Turnuvaya Mersin ilinin ilçelerini temsil eden on altı amatör balıkçı katıldı. Yarışmacılar, en büyük av için bir takım yarışması ve en büyük balık için bireysel yarışma olmak üzere iki kategoride yarıştılar. Yarışmacılar toplamda 42 kilogram balık yakaladı. Yakalanan balıkları tarttıktan ve kazananları belirledikten sonra, Akkuyu Nükleer’den bir dozimetri uzmanı yakalanan balıklarda radyasyonu ölçtü. Ölçüm sonuçları doğal arka plan radyasyon değerleriyle tutarlı çıktı.
Silifke Kaymakamı Abdullah Aslaner, “Test sonuçları, Akkuyu NGS sahası yakınlarında yakalanan balıkların tüketilebileceğini bir kez daha doğruladı. Bu, nükleer santralin deniz ekosistemleri için güvenli olduğu anlamına geliyor” diye konuştu.
Sergei Butckikh de, “Uzmanlarımız, birkaç yıldır Akkuyu NGS sahasının çevresindeki 30 kilometrelik alanda çevresel parametrelere ilişkin gözlemler yapıyor. Düzenli olarak hava, toprak, bitki ve balık örneklerini alıyoruz” dedi.
Sadece Türkiye’de değil
Akkuyu’ya benzer ölçekte bir diğer inşaat projesi de Mısır’ın ilk nükleer santrali El Dabaa’dır. Rosatom, dört VVER-1200 reaktör ünitesinin tamamını eş zamanlı olarak inşa ediyor. Kasım ayının başında, El Dabaa nükleer santralinin 4’üncü Ünitesi için kor tutucu inşaat alanına sevk edildi. İşçiler, ekim ayının başında ve tam zamanında, 3’üncü ünite kor tutucusunun kurulumuna devam ettiler. Kor tutucunun kurulumu, 2.000 ton kaldırma kapasitesine sahip Zoomlion ZCC 32000 vinci yardımıyla yapıldı.

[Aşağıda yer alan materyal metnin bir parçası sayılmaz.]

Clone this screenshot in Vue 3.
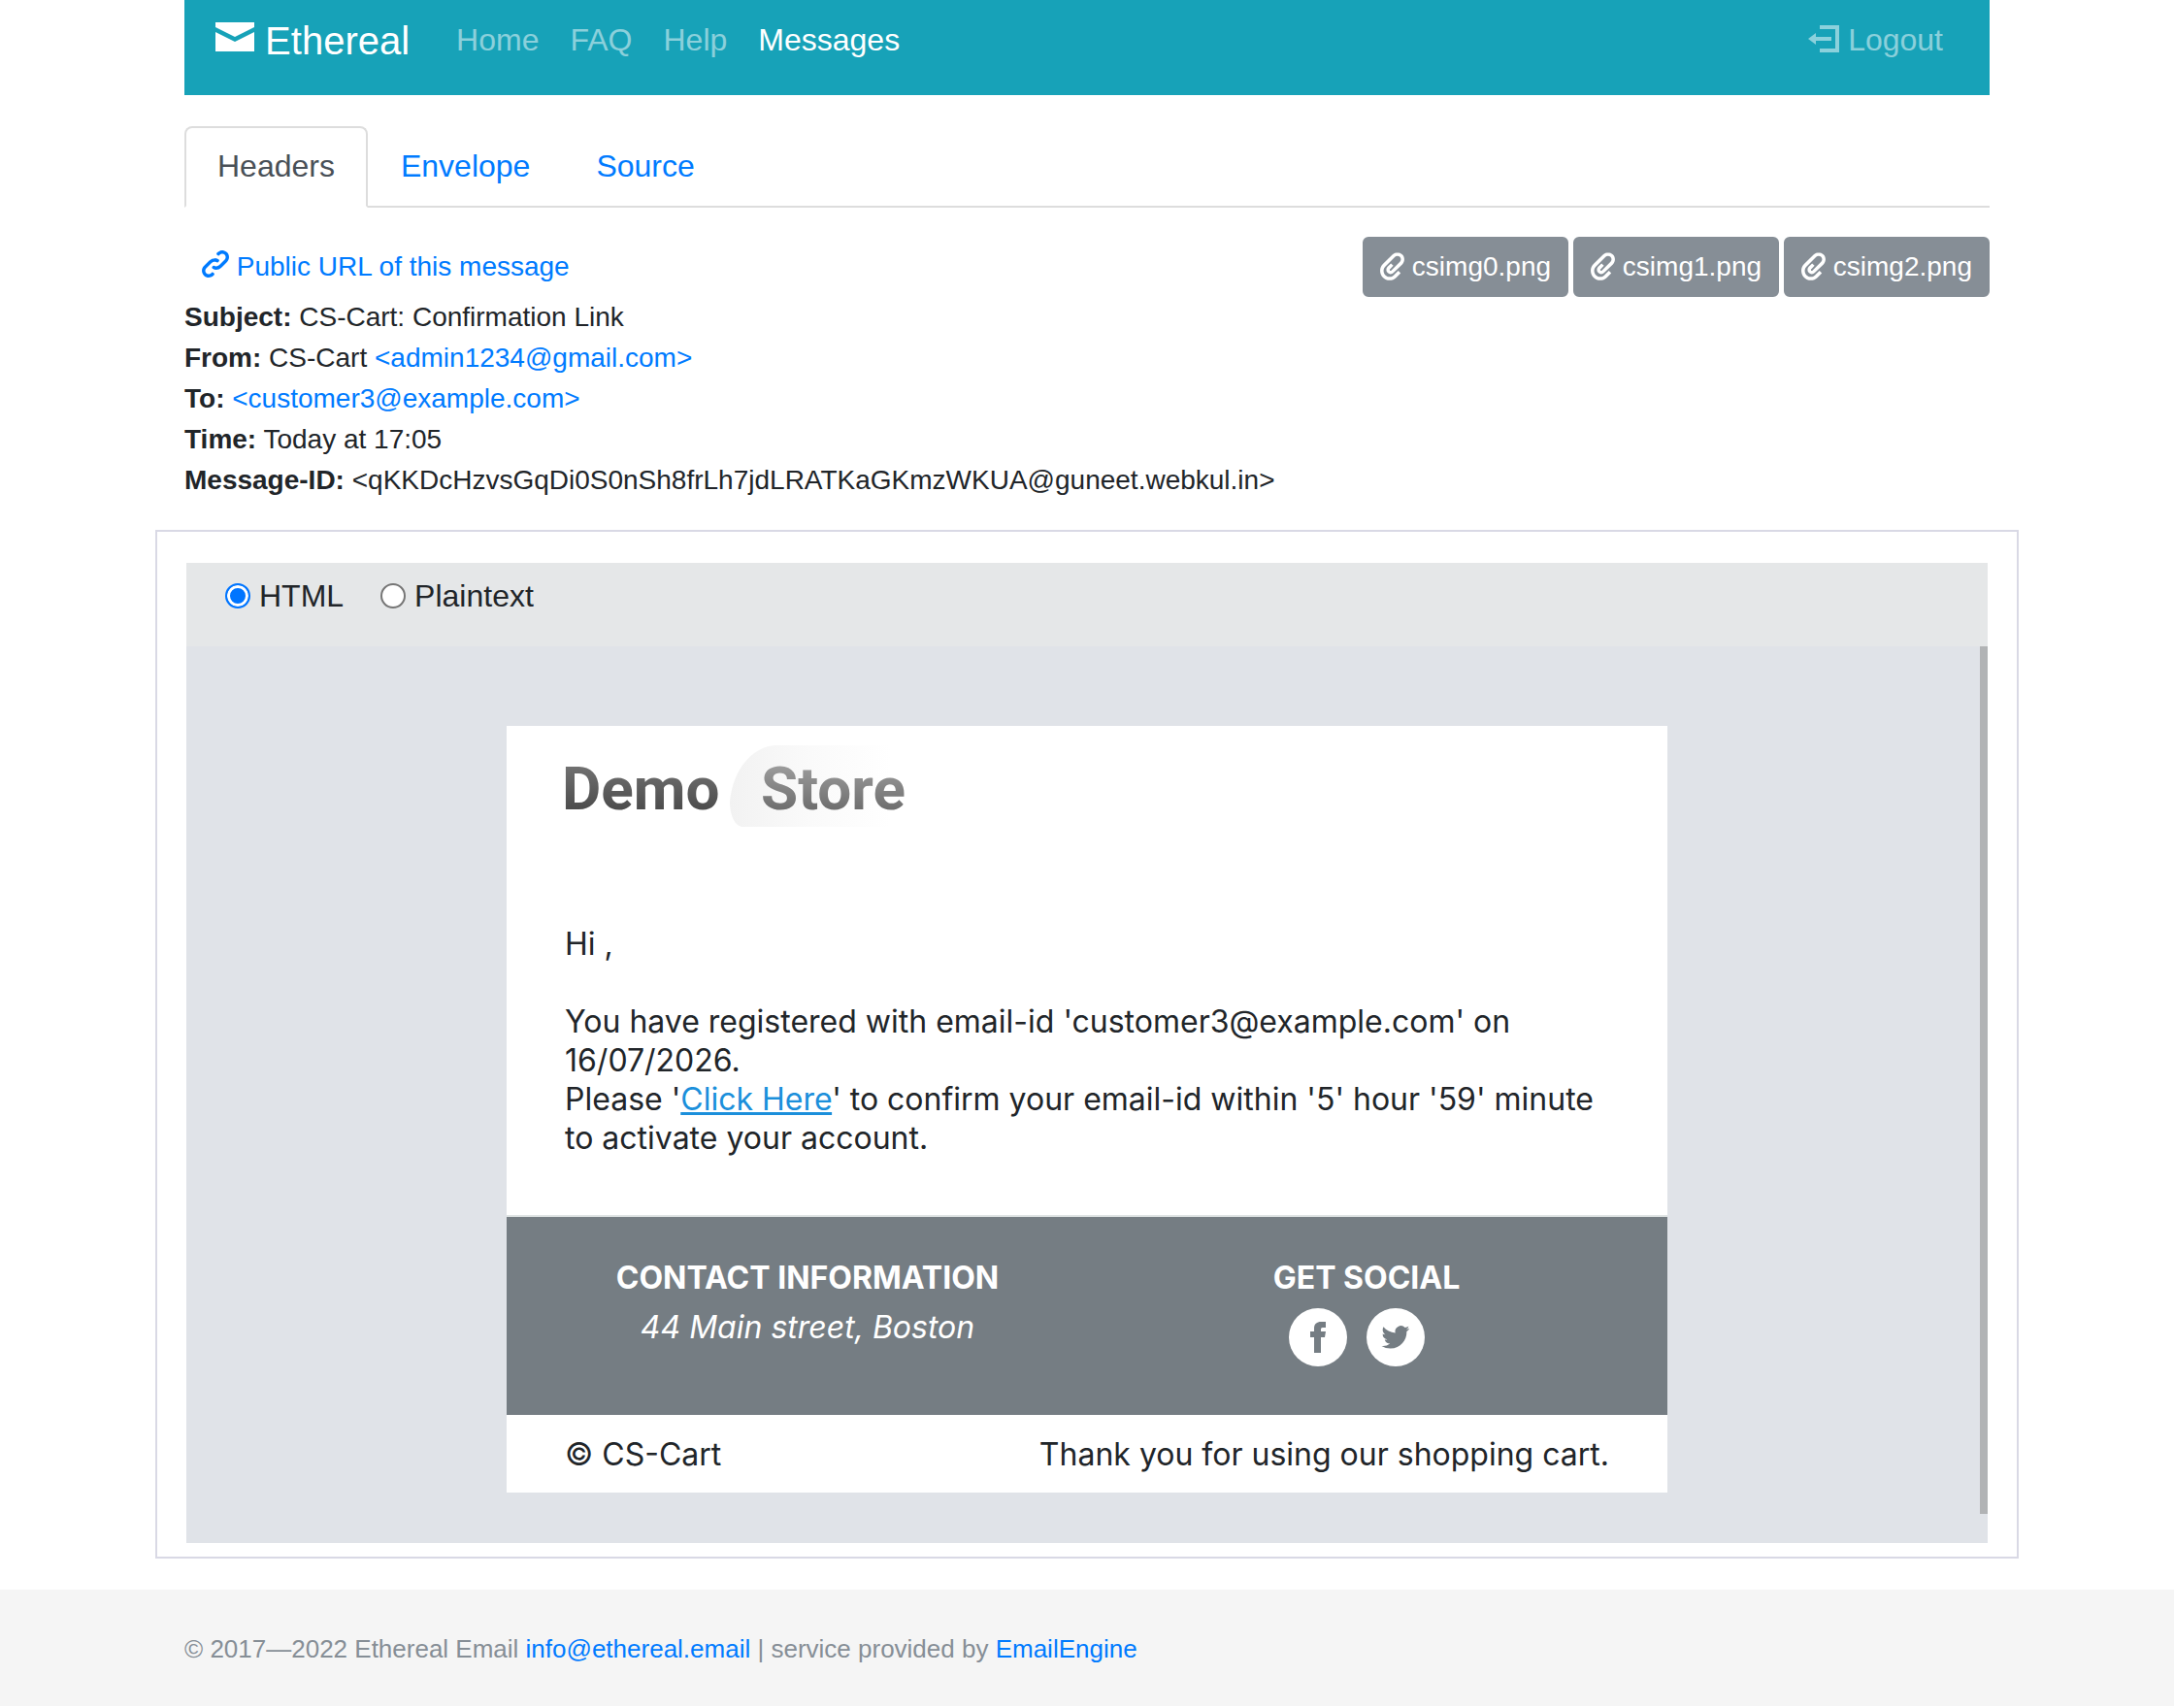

Eylül ayında, 2’nci Ünite’nin reaktör binasında iç koruma kabuğunun inşasına başlandı. İç koruma kabuğu altı katmandan oluşuyor ve ilk katmanda 12 adet önceden monte edilmiş yapısal bölüm bulunuyor. Bu bölümler El Dabaa inşaat sahasında üretildi.